* WHAT THE TASK ASKS
Count how many lines contain the word "React". Please give only the number.

* GIVEN DATA
────────
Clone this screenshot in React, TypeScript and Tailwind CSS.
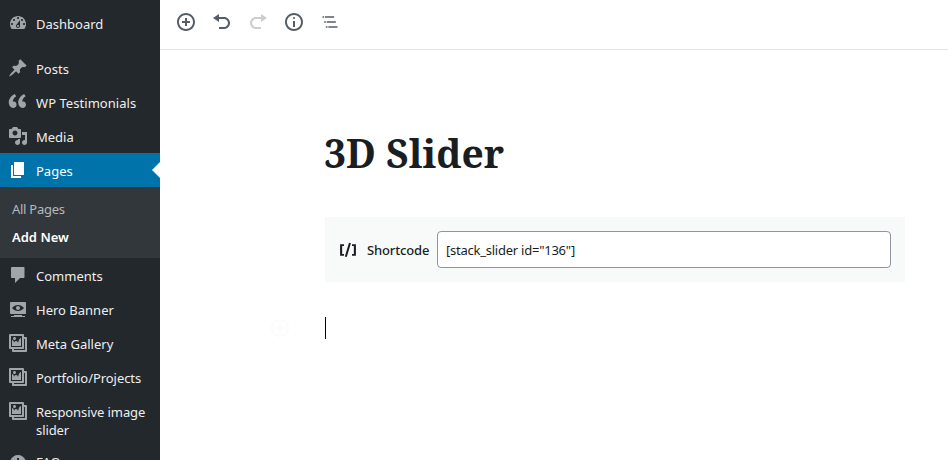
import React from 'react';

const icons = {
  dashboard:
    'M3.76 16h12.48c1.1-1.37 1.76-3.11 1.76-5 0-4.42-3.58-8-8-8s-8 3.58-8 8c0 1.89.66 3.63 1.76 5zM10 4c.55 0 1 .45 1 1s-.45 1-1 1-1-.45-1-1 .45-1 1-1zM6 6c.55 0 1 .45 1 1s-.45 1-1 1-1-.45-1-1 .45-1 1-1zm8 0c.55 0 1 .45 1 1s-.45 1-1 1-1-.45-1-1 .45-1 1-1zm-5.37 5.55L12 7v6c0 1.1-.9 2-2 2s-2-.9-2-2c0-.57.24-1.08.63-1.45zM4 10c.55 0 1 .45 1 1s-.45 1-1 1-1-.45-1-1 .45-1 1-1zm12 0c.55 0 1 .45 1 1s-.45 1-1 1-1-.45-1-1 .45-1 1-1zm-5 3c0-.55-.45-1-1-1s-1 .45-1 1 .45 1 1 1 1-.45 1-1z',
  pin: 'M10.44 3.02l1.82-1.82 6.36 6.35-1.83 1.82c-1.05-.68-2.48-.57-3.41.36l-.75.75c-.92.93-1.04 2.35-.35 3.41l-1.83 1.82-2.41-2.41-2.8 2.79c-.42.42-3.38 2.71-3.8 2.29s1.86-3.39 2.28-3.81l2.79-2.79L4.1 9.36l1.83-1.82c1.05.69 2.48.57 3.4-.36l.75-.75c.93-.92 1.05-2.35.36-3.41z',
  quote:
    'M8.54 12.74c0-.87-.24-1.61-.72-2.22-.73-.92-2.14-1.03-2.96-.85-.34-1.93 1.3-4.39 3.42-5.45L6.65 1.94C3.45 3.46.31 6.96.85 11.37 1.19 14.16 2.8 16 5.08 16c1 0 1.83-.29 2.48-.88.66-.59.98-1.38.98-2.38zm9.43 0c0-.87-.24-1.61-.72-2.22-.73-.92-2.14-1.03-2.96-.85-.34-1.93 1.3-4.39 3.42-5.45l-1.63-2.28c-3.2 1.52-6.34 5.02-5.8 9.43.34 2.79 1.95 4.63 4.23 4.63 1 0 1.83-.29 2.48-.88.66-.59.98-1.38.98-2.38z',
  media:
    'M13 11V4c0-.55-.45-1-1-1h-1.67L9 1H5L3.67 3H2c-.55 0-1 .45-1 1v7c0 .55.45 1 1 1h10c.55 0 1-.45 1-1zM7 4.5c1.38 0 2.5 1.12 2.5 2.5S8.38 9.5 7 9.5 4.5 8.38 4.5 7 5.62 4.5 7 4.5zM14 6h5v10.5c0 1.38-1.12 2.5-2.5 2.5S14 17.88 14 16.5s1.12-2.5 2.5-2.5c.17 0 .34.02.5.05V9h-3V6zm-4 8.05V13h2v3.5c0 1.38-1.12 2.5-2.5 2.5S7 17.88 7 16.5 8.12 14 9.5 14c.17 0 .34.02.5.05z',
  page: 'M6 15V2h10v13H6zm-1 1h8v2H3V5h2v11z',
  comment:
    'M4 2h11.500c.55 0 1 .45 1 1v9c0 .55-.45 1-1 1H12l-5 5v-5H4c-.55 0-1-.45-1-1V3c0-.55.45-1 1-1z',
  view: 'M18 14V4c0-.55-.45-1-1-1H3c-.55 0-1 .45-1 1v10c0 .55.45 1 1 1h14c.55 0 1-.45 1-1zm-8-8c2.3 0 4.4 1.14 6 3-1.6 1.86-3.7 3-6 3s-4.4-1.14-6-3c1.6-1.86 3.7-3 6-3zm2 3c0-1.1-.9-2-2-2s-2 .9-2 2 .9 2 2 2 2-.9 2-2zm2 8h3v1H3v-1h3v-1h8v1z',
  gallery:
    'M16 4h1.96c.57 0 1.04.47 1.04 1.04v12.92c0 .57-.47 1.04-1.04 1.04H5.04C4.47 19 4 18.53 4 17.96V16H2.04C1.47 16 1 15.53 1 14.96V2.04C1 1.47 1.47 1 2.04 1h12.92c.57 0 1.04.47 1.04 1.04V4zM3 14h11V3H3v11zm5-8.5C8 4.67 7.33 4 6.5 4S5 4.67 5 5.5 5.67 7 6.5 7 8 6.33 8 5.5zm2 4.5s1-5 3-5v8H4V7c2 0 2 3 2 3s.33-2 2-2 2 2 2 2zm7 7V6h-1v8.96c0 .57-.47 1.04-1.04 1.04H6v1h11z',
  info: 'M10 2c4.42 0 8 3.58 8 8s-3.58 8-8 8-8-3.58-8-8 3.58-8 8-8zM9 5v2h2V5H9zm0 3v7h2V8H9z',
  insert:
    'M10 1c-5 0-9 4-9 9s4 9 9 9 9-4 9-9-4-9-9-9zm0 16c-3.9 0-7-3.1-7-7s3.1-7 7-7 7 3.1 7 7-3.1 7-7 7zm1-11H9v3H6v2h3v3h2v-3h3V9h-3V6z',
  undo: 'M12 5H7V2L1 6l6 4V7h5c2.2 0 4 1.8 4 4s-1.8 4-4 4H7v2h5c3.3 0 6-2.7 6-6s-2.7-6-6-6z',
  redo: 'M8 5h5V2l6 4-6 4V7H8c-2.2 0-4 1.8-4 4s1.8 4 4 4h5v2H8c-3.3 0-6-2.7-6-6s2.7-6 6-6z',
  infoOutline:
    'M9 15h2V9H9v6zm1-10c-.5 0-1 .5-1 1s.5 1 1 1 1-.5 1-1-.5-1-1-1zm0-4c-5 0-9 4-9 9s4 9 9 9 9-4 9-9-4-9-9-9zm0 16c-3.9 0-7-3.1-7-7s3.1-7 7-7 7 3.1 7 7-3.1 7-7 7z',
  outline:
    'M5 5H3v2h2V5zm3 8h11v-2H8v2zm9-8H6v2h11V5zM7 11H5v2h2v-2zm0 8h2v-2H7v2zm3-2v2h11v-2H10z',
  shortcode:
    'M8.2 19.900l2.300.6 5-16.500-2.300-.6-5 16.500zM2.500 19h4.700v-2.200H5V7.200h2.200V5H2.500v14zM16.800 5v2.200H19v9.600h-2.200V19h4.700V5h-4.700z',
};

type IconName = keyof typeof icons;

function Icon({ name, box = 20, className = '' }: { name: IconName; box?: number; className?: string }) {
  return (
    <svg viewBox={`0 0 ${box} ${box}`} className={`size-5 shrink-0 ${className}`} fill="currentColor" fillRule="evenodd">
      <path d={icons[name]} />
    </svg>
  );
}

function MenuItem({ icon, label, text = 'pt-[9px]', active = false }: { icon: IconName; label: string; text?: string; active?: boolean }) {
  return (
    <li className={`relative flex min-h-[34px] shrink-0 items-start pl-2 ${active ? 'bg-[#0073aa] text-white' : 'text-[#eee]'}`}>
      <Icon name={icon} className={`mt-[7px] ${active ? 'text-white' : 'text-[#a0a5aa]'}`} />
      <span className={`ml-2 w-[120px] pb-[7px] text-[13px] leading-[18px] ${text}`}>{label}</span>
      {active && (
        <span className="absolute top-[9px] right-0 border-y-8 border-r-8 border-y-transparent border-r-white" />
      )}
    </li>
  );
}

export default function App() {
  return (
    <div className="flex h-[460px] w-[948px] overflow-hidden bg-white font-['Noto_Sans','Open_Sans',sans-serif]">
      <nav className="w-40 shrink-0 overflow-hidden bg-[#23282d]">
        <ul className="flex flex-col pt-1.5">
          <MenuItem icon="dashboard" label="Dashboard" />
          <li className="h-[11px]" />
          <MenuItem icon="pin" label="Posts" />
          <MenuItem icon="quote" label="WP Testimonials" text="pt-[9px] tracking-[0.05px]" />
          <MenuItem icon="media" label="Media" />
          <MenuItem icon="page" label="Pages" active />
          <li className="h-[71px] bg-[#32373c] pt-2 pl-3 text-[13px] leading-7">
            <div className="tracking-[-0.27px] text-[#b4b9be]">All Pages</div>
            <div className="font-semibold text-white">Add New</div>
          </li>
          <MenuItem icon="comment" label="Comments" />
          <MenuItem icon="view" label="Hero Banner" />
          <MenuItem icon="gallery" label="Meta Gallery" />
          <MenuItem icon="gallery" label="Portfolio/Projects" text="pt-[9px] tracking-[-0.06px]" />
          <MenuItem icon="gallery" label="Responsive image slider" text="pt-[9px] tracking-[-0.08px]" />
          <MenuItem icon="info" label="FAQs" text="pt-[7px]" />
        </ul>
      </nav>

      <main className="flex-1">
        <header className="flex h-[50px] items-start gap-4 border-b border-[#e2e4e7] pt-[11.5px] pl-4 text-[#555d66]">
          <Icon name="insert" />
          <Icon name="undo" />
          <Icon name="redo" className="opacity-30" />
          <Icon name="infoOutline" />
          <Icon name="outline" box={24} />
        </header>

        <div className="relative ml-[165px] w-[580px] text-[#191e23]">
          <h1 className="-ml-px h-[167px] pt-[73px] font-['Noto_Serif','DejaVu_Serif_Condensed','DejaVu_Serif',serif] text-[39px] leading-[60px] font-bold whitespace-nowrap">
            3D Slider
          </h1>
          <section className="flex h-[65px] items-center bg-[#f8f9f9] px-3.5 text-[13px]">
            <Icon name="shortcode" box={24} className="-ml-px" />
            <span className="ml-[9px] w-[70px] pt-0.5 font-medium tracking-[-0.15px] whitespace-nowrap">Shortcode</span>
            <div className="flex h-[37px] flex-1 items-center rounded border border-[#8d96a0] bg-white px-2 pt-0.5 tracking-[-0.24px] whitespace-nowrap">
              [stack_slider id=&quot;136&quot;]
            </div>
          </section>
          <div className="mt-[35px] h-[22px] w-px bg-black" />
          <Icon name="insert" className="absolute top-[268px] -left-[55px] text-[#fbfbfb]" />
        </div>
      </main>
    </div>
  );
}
────────
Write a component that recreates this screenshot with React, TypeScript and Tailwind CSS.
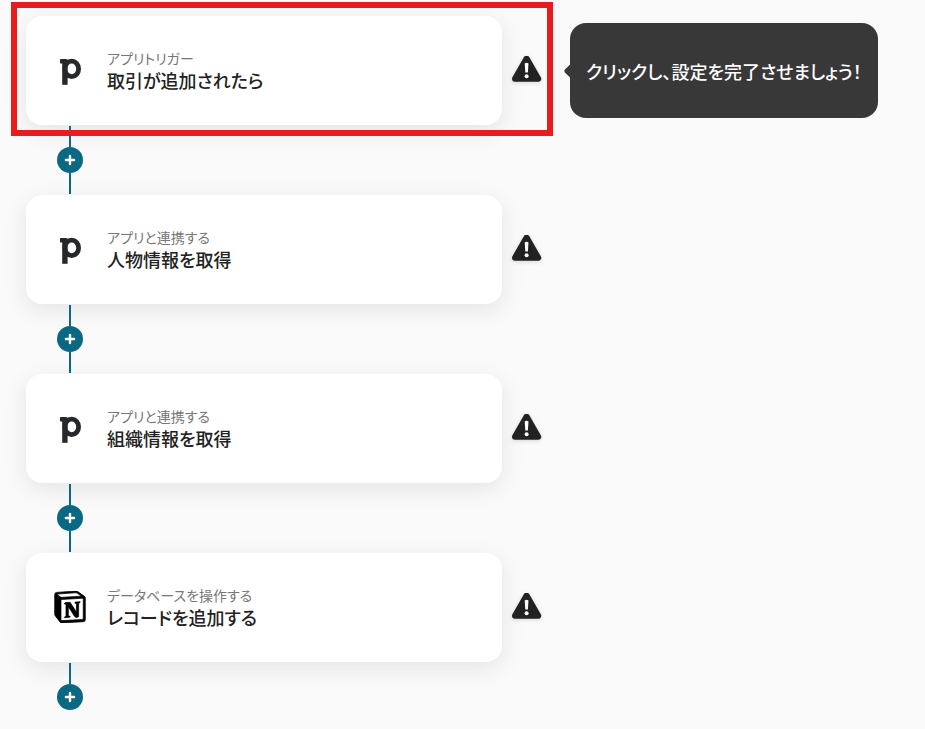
────────
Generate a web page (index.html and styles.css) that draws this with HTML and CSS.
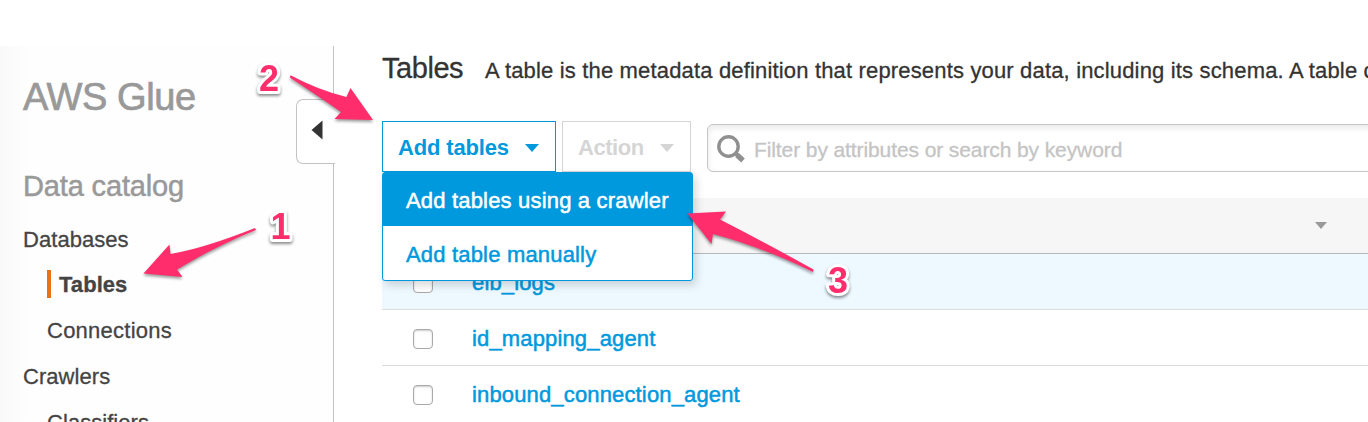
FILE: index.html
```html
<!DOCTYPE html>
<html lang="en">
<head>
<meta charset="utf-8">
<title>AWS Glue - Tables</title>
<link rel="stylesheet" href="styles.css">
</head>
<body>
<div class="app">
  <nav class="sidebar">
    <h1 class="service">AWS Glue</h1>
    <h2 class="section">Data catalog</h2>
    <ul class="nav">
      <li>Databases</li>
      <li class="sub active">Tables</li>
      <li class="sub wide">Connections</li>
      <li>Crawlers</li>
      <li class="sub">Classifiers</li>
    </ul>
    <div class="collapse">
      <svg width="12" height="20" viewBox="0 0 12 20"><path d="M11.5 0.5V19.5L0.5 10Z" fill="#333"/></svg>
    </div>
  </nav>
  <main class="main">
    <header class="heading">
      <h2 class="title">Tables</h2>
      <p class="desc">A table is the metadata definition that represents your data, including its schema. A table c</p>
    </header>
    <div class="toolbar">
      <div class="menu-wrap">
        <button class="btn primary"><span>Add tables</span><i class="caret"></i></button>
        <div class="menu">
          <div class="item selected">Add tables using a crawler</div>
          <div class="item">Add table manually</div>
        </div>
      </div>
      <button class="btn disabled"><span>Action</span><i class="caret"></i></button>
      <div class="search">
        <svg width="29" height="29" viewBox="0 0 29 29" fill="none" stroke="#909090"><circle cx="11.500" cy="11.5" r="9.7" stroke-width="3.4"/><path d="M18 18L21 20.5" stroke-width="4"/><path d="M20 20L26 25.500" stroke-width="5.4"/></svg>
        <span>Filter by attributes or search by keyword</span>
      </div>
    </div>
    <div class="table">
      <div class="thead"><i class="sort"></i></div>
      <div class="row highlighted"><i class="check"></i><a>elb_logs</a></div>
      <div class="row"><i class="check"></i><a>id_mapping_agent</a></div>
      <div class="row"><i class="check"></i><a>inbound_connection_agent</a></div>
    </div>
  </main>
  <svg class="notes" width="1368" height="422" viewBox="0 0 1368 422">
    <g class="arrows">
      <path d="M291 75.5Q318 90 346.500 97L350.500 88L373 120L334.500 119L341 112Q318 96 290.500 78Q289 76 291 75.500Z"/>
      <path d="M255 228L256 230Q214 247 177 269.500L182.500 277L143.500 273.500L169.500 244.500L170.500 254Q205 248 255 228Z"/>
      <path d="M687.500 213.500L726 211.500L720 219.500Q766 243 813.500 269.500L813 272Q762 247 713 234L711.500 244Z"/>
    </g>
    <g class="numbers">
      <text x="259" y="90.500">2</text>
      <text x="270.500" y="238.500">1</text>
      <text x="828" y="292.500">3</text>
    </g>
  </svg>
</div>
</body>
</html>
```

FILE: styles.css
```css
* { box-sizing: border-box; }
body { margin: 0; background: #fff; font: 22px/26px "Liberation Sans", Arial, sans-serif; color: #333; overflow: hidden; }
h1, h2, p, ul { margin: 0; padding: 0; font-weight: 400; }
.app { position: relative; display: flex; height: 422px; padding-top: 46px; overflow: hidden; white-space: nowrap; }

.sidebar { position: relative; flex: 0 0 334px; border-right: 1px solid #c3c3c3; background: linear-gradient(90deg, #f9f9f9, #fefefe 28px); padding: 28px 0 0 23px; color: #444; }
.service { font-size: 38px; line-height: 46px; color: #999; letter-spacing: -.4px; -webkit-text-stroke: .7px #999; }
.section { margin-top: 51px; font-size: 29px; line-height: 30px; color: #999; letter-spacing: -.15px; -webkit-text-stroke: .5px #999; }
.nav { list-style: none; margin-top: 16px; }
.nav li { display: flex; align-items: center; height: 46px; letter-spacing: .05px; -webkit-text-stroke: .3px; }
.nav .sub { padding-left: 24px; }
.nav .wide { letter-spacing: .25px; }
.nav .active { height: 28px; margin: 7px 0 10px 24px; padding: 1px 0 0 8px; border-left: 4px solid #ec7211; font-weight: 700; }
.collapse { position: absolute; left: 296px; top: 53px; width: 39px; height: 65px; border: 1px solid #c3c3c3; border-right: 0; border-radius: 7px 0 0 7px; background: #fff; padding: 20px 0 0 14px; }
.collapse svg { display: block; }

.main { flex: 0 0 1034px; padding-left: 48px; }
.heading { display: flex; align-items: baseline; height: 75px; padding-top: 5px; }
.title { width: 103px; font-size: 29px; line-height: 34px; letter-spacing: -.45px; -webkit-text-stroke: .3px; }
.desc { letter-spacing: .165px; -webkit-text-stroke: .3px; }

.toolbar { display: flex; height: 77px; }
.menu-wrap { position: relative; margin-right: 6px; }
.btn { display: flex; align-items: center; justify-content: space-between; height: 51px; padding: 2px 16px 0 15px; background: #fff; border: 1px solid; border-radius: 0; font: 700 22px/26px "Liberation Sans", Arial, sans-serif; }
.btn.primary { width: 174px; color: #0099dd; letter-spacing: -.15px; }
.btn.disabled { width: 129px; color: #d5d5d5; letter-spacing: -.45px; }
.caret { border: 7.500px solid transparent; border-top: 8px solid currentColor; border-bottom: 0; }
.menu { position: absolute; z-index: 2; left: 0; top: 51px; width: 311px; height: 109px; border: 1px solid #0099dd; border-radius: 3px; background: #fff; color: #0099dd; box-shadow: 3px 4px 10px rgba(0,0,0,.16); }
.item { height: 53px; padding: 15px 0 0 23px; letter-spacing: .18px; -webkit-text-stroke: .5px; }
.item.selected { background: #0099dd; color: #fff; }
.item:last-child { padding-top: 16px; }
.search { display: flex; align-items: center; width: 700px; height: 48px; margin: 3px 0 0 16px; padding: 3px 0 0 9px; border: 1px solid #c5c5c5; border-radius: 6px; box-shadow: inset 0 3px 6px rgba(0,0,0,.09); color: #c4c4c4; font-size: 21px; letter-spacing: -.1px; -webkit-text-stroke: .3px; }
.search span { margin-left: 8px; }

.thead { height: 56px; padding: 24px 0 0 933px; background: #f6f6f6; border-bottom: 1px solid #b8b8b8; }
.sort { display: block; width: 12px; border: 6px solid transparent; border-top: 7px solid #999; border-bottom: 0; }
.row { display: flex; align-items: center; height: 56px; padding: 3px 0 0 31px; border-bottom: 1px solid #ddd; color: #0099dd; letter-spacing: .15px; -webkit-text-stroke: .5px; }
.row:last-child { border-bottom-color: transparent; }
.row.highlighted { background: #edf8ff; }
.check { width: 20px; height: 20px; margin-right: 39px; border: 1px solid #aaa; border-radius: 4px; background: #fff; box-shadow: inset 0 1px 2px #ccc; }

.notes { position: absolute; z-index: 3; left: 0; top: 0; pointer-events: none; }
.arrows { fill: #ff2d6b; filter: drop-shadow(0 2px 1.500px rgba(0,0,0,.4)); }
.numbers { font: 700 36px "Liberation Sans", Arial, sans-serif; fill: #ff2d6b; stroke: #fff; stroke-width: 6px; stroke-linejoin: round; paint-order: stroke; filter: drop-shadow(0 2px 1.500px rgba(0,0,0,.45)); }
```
────────
* RESULT OF THIS TASK
3